Support your local independent bookstore: buy it there!
Review copy provided by the publisher.
Release date: May 9, 2017
Content: There’s a lot of swearing, including a bunch of f-bombs. Plus sexytimes, though tasteful. It’s in the adult fiction section of the bookstore.

When she was 21, on 9/11, Lucy met the person she thought would be her True Love. Her one and only. The person she would spend the rest of her life with. And for a while, she and Gabe were happy. They were together, enjoying each other, being in love. And then their interests diverged: Lucy was working on a children’s TV show based in New York, and Gabe got a job with the Associated Press to travel the world into war zones and take pictures. And suddenly, their lives weren’t headed in the same direction.

Lucy was heartbroken.

But then she met Darren, someone who she realized she could build a life with. She’s moved on. Until, Gabe shows up again in her life. And something drastic happens, and she has to make a life-altering decision.

I’ve had a difficult time writing this one. Partially because it left me without words. It’s well-written, but it’s not brilliant, partially because it’s cut through with New York-ness, which wore on me after a bit.

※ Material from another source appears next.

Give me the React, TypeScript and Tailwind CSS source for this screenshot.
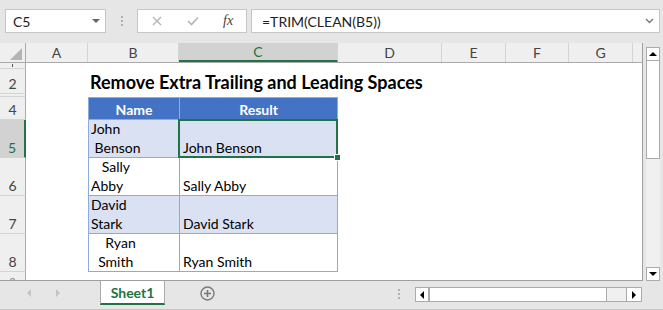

It does hit all my buttons, and Santopolo does know how to write about heartbreak and loss and captured the excitement of first love, and how difficult it is to let that go.

But even so, it’s not something that will stay with me.

Lone Survivor

lonesurvivorby Marcus Luttrell with Patrick Robinson
First sentence: “Would this ever become easier?”
Content: It’s a non-fiction military book so there is a lot of harsh situations and swearing. It’s in the biography section of the bookstore.

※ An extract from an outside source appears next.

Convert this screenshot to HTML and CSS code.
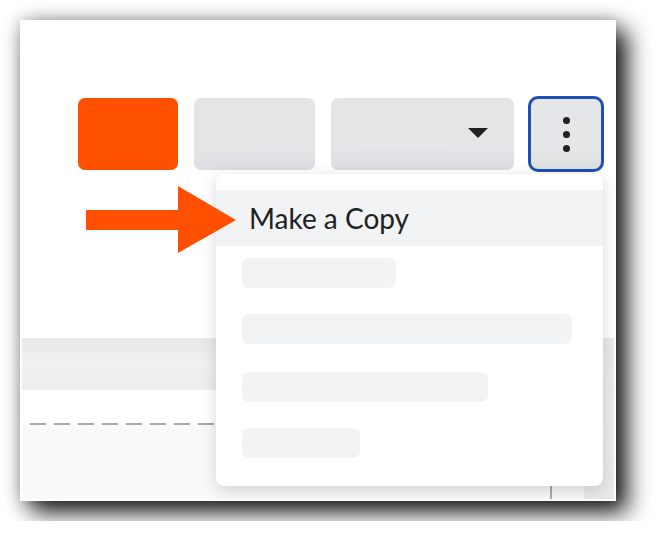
FILE: index.html
```
<!DOCTYPE html>
<html lang="en">
<head>
<meta charset="utf-8">
<title>Make a Copy</title>
<link rel="stylesheet" href="styles.css">
</head>
<body>
<div class="card">
  <div class="toolbar">
    <div class="btn btn-primary"><span class="btn-blob"></span></div>
    <div class="btn btn-secondary"></div>
    <div class="btn btn-dropdown"><span class="dd-blob"></span><span class="caret"></span></div>
    <div class="btn btn-kebab"><span class="dot"></span><span class="dot"></span><span class="dot"></span></div>
  </div>
  <div class="lower">
    <div class="main">
      <div class="band"></div>
      <div class="spacer"></div>
      <div class="table">
        <div class="table-col"></div>
      </div>
    </div>
    <div class="side"></div>
  </div>

  <div class="menu">
    <div class="menu-item active">Make a Copy</div>
    <div class="skeleton sk1"></div>
    <div class="skeleton sk2"></div>
    <div class="skeleton sk3"></div>
    <div class="skeleton sk4"></div>
  </div>

  <svg class="arrow" width="150" height="67" viewBox="0 0 150 67" aria-hidden="true">
    <rect x="0" y="24" width="93" height="20" fill="#fe5000"/>
    <polygon points="92,0 150,34 92,67" fill="#fe5000"/>
  </svg>
</div>
</body>
</html>
```

FILE: styles.css
```
html, body {
  margin: 0;
  padding: 0;
  background: #ffffff;
}

body {
  padding: 20px;
  font-family: Lato, "Noto Sans", sans-serif;
}

.card {
  position: relative;
  width: 596px;
  height: 481px;
  box-sizing: border-box;
  padding: 2px;
  background: #ffffff;
  display: flex;
  flex-direction: column;
  box-shadow: 11px 11px 22px 0 rgba(0, 0, 0, 0.9), 0 0 16px rgba(0, 0, 0, 0.28);
}

.toolbar {
  height: 316px;
  box-sizing: border-box;
  padding: 76px 12px 0 0;
  display: flex;
  justify-content: flex-end;
  align-items: flex-start;
  gap: 16px;
}

.btn {
  height: 72px;
  border-radius: 7px;
  box-sizing: border-box;
  position: relative;
}

.btn-primary {
  width: 100px;
  background: #fe5000;
  display: flex;
  align-items: center;
  justify-content: center;
}

.btn-blob {
  width: 68px;
  height: 40px;
  border-radius: 8px;
  background: #fe5202;
}

.btn-secondary {
  width: 121px;
  background: linear-gradient(#e4e5e7 0%, #e4e5e7 70%, #dcdde0 100%);
}

.btn-dropdown {
  width: 183px;
  background: linear-gradient(#e4e5e7 0%, #e4e5e7 70%, #dcdde0 100%);
  display: flex;
  align-items: center;
  padding: 0 26px 0 22px;
  justify-content: space-between;
}

.dd-blob {
  width: 96px;
  height: 24px;
  margin-top: 10px;
  border-radius: 6px;
  background: #e6e7e9;
}

.caret {
  width: 0;
  height: 0;
  border-left: 10px solid transparent;
  border-right: 10px solid transparent;
  border-top: 10px solid #202122;
  margin-top: -2px;
}

.btn-kebab {
  width: 72px;
  background: linear-gradient(#e5e6e8 0%, #e5e6e8 70%, #dedfe1 100%);
  outline: 3px solid #1c50b4;
  outline-offset: -1px;
  border-radius: 8px;
  display: flex;
  flex-direction: column;
  align-items: center;
  justify-content: center;
  gap: 7px;
}

.dot {
  width: 7px;
  height: 7px;
  border-radius: 50%;
  background: #202122;
}

.lower {
  flex: 1;
  display: flex;
}

.main {
  flex: 1;
  display: flex;
  flex-direction: column;
}

.band {
  height: 52px;
  background: linear-gradient(#e8e8e9 0%, #f0f0f1 45%, #ededee 100%);
}

.spacer {
  height: 33px;
}

.table {
  flex: 1;
  position: relative;
  background-color: #f9f9f9;
  background-image: repeating-linear-gradient(to right, #a3acb0 0, #a3acb0 16px, transparent 16px, transparent 24px);
  background-size: 100% 2px;
  background-repeat: no-repeat;
  background-position: 8px 0;
  display: flex;
  justify-content: flex-end;
  padding-right: 32px;
}

.table-col {
  width: 2px;
  background: #a3acb0;
}

.side {
  width: 30px;
  background: linear-gradient(#e9eaeb 0%, #eceded 60%, #e8e9ea 100%);
}

.menu {
  position: absolute;
  left: 196px;
  top: 154px;
  width: 387px;
  height: 312px;
  box-sizing: border-box;
  background: #ffffff;
  border-radius: 8px;
  box-shadow: 0 4px 16px rgba(0, 0, 0, 0.16);
  padding: 16px 0 28px;
  display: flex;
  flex-direction: column;
}

.menu-item {
  height: 56px;
  box-sizing: border-box;
  padding-left: 33px;
  display: flex;
  align-items: center;
  font-size: 28px;
  color: #202122;
  letter-spacing: 0;
}

.menu-item.active {
  background: #f2f3f5;
}

.skeleton {
  height: 30px;
  margin-left: 26px;
  border-radius: 7px;
  background: #f2f3f5;
}

.sk1 { width: 154px; margin-top: 12px; }
.sk2 { width: 330px; margin-top: 26px; }
.sk3 { width: 246px; margin-top: 28px; }
.sk4 { width: 118px; margin-top: 26px; }

.arrow {
  position: absolute;
  left: 66px;
  top: 166px;
  display: block;
}
```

No, this is not my usual reading. But I figured I’d branch out and give something that’s completely outside of my comfort zone a try. And I was willing to read this story of a Navy SEAL and their mission to capture and kill Osama bin Laden. I’d like to think I went in with an open mind, willing to hear Luttrell’s story, to listen to the justifications for war, and to try and understand what makes someone become a Navy SEAL.

And at the beginning I was mostly okay with it. I was fascinated and impressed with his recounting of his training, of the hardships he had to endure. But, the longer I read this the more one thing bugged me: this book didn’t have an editor. And it was driving. me. nuts.

“Didn’t have an editor” is an assumption. I’m sure someone went through for spelling and punctuation. But what was missing was a cohesiveness, a tightness to the story. Luttrell would repeat himself time and time again. He’d go off on a pages-long rant on the “liberal media” (two words I’m tired of hearing together; what they really mean is corporate east-coast based media, and that includes Fox News). He would quote someone and then have a paragraph explaining how this wasn’t accurate but you get the gist. In short: the publishing company did Luttrell a disservice for not giving him a good editor and making him tighten up his writing: Luttrell sounded much less intelligent than I am guessing he is. No, he’s not a writer. I get that. That’s why publishing houses hire ghost writers (and if this is Robinson’s doing, then he’s not a very good ghost writer): to make the “celebrity” story more cohesive.  It just got to a point where I couldn’t stand the circular writing, the opinionizing, and the plain bad editing.

Which is sad, because I think Luttrell’s story is a valuable one. I just wish I could have gotten through the book.